EXERCISE OBJECTIVE: Transcribe every line from the top down to the line with "const lastRow = rowH.length - 1;", both ends included, but not the pictures.

** Start of PROVIDED DATA **

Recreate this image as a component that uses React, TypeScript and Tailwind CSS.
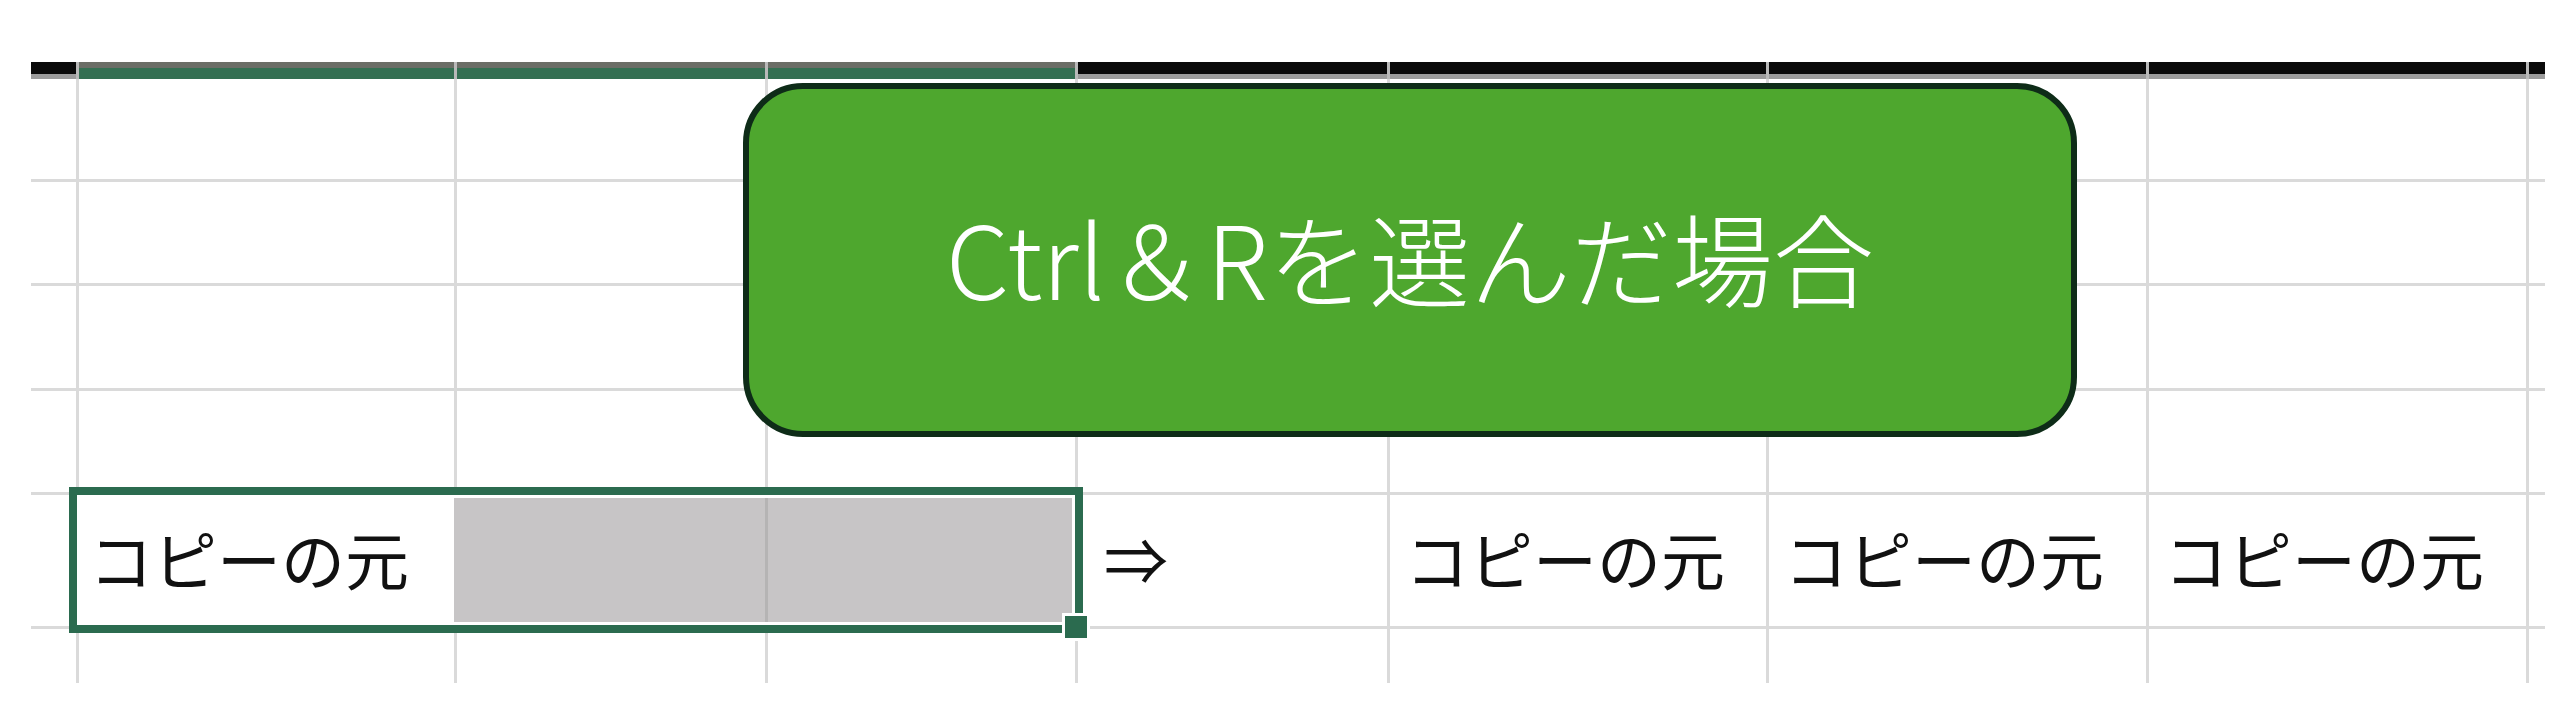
import React from 'react';

const colW = [
  'w-[48px]',
  'w-[378px]',
  'w-[311px]',
  'w-[310px]',
  'w-[312px]',
  'w-[379px]',
  'w-[380px]',
  'w-[380px]',
  'w-[16px]',
];

const rowH = ['h-[103px]', 'h-[104px]', 'h-[105px]', 'h-[104px]', 'h-[134px]', 'h-[54px]'];

// text in the 5th row, keyed by column index
const rowFive: Record<number, string> = {
  1: 'コピーの元',
  4: '⇒',
  5: 'コピーの元',
  6: 'コピーの元',
  7: 'コピーの元',
};

const App: React.FC = () => {
  const lastCol = colW.length - 1;
  const lastRow = rowH.length - 1;

  return (
    <div
      className="relative w-[2560px] h-[715px] overflow-hidden bg-white pt-[62px] pl-[31px]"
      style={{ fontFamily: '"Noto Sans CJK JP", "Noto Sans", sans-serif' }}
    >
      {/* Column header bottom edge */}
      <div className="flex h-[17px]">
        {colW.map((w, i) => {
          const selected = i >= 1 && i <= 3;
          return (
            <div
              key={`h-${i}`}
              className={`${w} flex flex-col ${i < lastCol ? 'border-r-[3px] border-[#b9b9b9]' : ''}`}
            >
              {selected ? (
                <>
                  <div className="h-[6px] bg-[#6b6d66]" />
                  <div className="flex-1 bg-[#346f52]" />
                </>
              ) : (
                <>
                  <div className="h-[12px] bg-[#0a0a0a]" />
                  <div className="flex-1 bg-[#9c9c9c]" />
                </>
              )}
            </div>
          );
        })}
      </div>

      {/* Grid rows */}
      {rowH.map((h, r) => (
        <div key={`r-${r}`} className={`flex ${h}`}>
          {colW.map((w, c) => {
            const gray = r === 4 && (c === 2 || c === 3);
            const text = r === 4 ? rowFive[c] : undefined;
            let borderR = 'border-r-[3px] border-r-[#dadada]';
            if (c === lastCol) borderR = '';
            else if (r === 4 && (c === 1 || c === 3)) borderR = 'border-r-[3px] border-r-[#c7c5c6]';
            else if (r === 4 && c === 2) borderR = 'border-r-[3px] border-r-[#b5b4b4]';
            return (
              <div
                key={`c-${r}-${c}`}
                className={`${w} flex items-center pb-[8px] ${borderR} ${
                  r < lastRow ? 'border-b-[3px] border-b-[#dadada]' : ''
                } ${gray ? 'bg-[#c7c5c6]' : ''}`}
              >
                {text && (
                  <span
                    className={`text-[64px] leading-none text-[#111] whitespace-nowrap ${
                      c === 4 ? 'pl-[26px]' : c === 1 ? 'pl-[10px]' : 'pl-[15px]'
                    }`}
                  >
                    {text}
                  </span>
                )}
              </div>
            );
          })}
        </div>
      ))}

      {/* Selection box */}
      <div className="absolute left-[69px] top-[487px] w-[1014px] h-[146px] border-[8px] border-[#2b6b4f] shadow-[inset_0_0_0_3px_#ffffff]" />
      <div className="absolute left-[1062px] top-[613px] w-[28px] h-[28px] border-[3px] border-white bg-[#2b6b4f]" />

      {/* Callout shape */}
      <div className="absolute left-[743px] top-[83px] w-[1334px] h-[354px] rounded-[60px] border-[6px] border-[#0e2c18] bg-[#4ea72e] flex items-center justify-center">
        <span className="text-[101px] font-light leading-none text-white whitespace-nowrap pb-[8px]">
          Ctrl＆Rを選んだ場合
        </span>
      </div>
    </div>
  );
};

export default App;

** End of PROVIDED DATA **

WORKED ANSWER:
Recreate this image as a component that uses React, TypeScript and Tailwind CSS.
import React from 'react';

const colW = [
  'w-[48px]',
  'w-[378px]',
  'w-[311px]',
  'w-[310px]',
  'w-[312px]',
  'w-[379px]',
  'w-[380px]',
  'w-[380px]',
  'w-[16px]',
];

const rowH = ['h-[103px]', 'h-[104px]', 'h-[105px]', 'h-[104px]', 'h-[134px]', 'h-[54px]'];

// text in the 5th row, keyed by column index
const rowFive: Record<number, string> = {
  1: 'コピーの元',
  4: '⇒',
  5: 'コピーの元',
  6: 'コピーの元',
  7: 'コピーの元',
};

const App: React.FC = () => {
  const lastCol = colW.length - 1;
  const lastRow = rowH.length - 1;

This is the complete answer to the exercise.